What lines of the data hold the string "this"? Pull each one out.

> [Data to process]
** start **
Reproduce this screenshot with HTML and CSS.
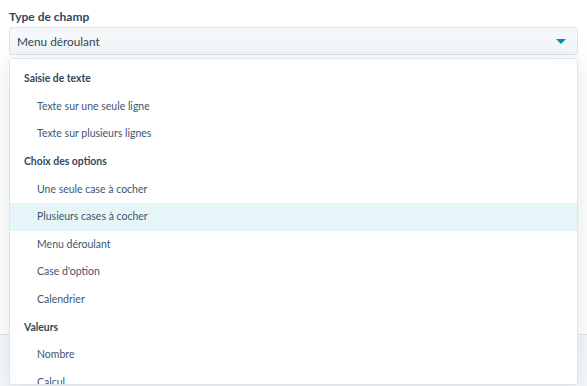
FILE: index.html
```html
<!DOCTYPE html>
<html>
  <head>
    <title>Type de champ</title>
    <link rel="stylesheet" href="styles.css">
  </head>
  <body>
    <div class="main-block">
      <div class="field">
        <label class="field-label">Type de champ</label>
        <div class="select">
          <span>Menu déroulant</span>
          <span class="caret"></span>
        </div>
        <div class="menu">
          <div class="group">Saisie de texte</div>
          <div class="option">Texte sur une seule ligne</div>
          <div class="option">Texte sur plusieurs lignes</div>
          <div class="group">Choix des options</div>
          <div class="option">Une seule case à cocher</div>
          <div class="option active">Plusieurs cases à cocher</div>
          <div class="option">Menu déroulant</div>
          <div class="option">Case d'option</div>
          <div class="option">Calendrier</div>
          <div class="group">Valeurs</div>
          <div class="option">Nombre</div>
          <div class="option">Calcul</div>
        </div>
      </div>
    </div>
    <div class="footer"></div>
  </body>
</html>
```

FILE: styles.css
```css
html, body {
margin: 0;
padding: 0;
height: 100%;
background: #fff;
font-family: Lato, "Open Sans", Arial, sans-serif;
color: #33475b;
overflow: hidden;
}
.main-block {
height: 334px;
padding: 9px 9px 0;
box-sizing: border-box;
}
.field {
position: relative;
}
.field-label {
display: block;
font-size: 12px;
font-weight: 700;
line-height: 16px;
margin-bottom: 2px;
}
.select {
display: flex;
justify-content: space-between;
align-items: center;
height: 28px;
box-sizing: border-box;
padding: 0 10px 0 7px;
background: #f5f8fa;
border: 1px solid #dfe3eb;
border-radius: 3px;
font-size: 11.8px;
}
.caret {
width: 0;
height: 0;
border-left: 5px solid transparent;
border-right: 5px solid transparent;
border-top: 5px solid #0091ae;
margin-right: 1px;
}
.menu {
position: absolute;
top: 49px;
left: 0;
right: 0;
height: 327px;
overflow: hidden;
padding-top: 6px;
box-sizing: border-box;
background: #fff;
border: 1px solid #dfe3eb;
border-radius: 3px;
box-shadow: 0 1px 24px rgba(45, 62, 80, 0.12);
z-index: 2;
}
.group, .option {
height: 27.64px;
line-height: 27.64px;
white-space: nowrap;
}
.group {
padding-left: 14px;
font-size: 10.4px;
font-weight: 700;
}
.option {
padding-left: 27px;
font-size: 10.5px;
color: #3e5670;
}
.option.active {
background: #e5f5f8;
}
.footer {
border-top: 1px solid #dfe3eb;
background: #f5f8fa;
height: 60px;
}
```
** end **
** start **
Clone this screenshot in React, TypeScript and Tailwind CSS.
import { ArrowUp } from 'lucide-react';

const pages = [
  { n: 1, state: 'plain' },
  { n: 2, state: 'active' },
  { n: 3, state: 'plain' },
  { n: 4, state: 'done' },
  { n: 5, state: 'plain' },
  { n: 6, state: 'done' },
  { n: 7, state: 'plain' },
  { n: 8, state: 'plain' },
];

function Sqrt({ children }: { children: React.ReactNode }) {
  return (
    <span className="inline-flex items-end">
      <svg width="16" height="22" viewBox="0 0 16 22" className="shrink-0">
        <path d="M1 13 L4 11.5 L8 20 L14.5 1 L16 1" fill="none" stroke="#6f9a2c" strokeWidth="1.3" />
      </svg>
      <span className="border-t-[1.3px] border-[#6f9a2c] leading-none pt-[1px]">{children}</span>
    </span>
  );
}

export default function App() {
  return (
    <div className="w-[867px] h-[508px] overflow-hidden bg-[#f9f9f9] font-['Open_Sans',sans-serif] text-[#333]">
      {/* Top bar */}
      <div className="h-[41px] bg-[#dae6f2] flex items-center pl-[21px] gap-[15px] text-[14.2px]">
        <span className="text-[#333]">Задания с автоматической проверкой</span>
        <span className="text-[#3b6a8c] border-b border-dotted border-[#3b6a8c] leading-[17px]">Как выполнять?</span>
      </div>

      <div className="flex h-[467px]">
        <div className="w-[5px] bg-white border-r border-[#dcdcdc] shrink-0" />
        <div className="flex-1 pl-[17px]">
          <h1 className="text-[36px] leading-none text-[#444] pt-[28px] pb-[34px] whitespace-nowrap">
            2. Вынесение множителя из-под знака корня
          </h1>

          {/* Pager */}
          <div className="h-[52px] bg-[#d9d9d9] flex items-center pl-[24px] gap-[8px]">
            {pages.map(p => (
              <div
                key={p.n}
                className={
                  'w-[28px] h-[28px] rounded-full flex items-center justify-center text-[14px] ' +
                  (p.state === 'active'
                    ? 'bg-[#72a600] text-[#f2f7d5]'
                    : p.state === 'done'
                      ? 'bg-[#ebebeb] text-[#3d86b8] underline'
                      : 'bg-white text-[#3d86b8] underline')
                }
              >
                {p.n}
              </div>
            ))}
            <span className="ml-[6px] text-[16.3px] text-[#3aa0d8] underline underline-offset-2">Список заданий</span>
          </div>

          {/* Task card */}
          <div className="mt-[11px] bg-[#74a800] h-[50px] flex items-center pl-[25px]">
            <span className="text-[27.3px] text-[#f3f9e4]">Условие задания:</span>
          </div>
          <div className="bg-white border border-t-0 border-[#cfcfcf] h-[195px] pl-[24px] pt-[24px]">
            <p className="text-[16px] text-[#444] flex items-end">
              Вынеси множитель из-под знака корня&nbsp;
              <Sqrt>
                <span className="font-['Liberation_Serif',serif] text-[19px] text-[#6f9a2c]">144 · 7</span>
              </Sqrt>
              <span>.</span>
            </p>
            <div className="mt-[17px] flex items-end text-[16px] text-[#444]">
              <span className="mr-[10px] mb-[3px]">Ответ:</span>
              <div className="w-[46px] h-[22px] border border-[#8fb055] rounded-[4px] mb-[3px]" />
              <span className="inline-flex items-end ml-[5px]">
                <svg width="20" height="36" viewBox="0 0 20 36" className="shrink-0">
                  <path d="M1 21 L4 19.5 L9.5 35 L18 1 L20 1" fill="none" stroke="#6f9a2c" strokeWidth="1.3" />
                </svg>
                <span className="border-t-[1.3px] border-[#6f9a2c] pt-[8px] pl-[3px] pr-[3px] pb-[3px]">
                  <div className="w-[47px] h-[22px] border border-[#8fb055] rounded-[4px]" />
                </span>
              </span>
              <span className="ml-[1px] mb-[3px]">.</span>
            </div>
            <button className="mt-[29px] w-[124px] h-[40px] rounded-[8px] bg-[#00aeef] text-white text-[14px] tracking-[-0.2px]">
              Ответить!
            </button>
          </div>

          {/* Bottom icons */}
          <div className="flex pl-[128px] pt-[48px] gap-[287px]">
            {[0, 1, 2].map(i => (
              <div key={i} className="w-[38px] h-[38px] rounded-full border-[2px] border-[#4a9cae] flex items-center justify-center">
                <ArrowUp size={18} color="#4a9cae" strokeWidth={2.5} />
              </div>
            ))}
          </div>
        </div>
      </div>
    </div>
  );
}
** end **
> [Correct output]
Reproduce this screenshot with HTML and CSS.
Clone this screenshot in React, TypeScript and Tailwind CSS.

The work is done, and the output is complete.